8-10 servings//Adapted from Bon Appetit 


  • 3/4 cup (1 1/2 sticks) unsalted butter, plus more to grease the pan
  • 1 lb. day-old cornbread, broken into 1 1/2″-2″ pieces (9 cups)
  • 1 lb. breakfast sausage links, casings removed
  • 2 1/2 cups chopped yellow onion
  • 1 1/2 cups of 1/4″ slices celery
  • 1/4 cup apple cider vinegar
  • 3 cups low-sodium chicken broth, divided
  • 1 1/4 cups chopped toasted pecans (optional)
  • 1/2 cup chopped flat-leaf parsley
  • 2 tablespoon chopped fresh sage
  • 1 tablespoon chopped fresh rosemary
  • 1 tablespoon chopped fresh thyme
  • 2 teaspoons kosher salt
  • 1 teaspoon freshly ground black pepper
  • 2 large eggs

Arrange racks in the upper and lower thirds of the oven. Preheat to 250 degrees. Butter a 13x9x2″ baking dish; set aside. Arrange the cornbread in a single layer on 2 rimmed baking sheets. Bake, stirring often until it is dried out. This takes about 1 hour.  Let cool. Transfer to a very large mixing bowl.

Meanwhile, cook the sausage in a large skillet over medium-high heat, breaking up into 1/2″-1″ pieces with a wooden spoon, until browned, 8-10 minutes. Transfer to bowl with cornbread but do not stir.

Heat 1/4 cup butter in the same skillet; add onions and celery and cook, stirring often, until softened and just beginning to brown, about ten minutes.
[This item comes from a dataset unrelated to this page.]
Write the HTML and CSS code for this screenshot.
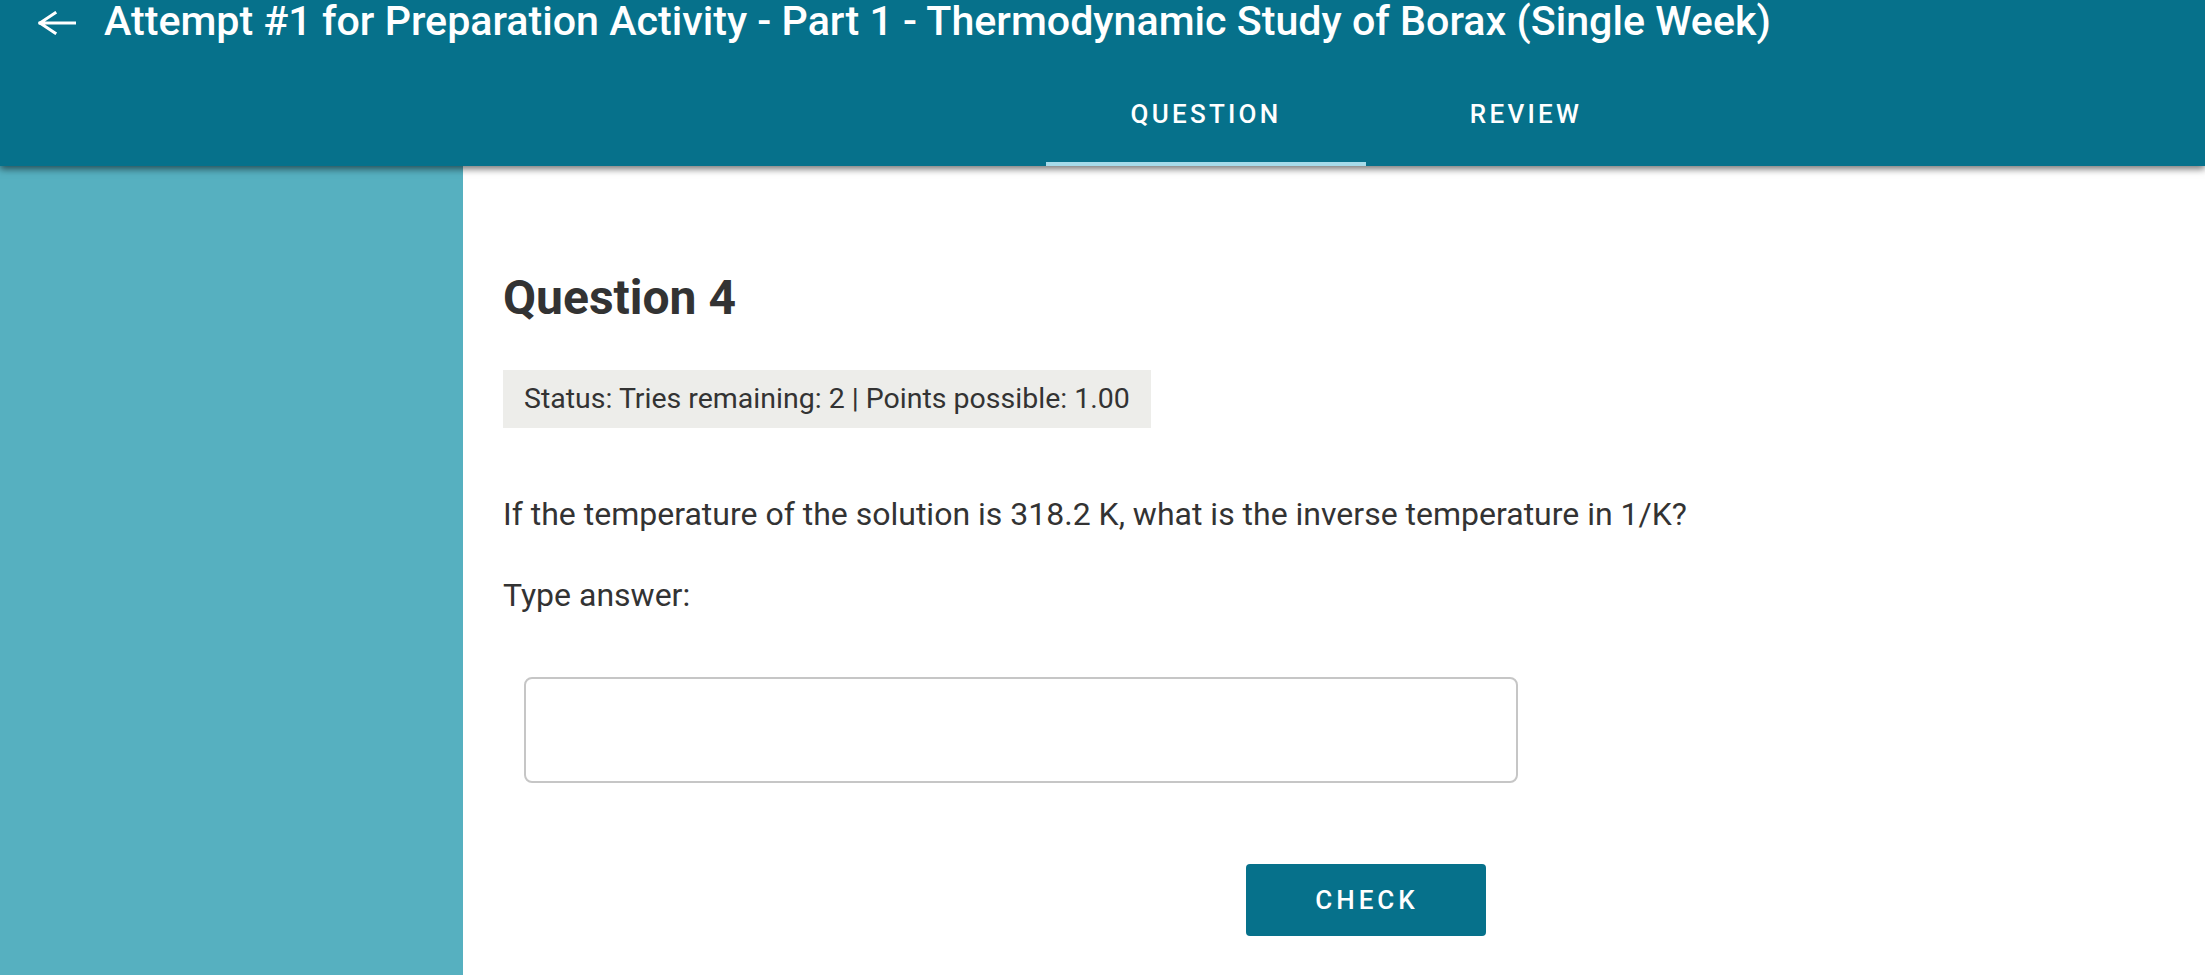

Add to the cornbread mixture.

Return the skillet to heat. Add vinegar; cook, scraping up browned bits from bottom of pan, for 1 minute. Pour into a bowl with cornbread.  Gently fold in 1 1/2 cups broth, pecans, parsley, sage, rosemary and thyme. Add salt and pepper. Let it cool.

Preheat oven to 350 degrees. Whisk 1 1/2 cups broth and eggs in a bowl. Fold gently into cornbread until thoroughly combined.  Be careful not to mash the cornbread. Transfer to the prepared dish, cover with foil, and bake until the temperature reads 160 with a thermometer or when the top is golden brown and hot (about 40 minutes).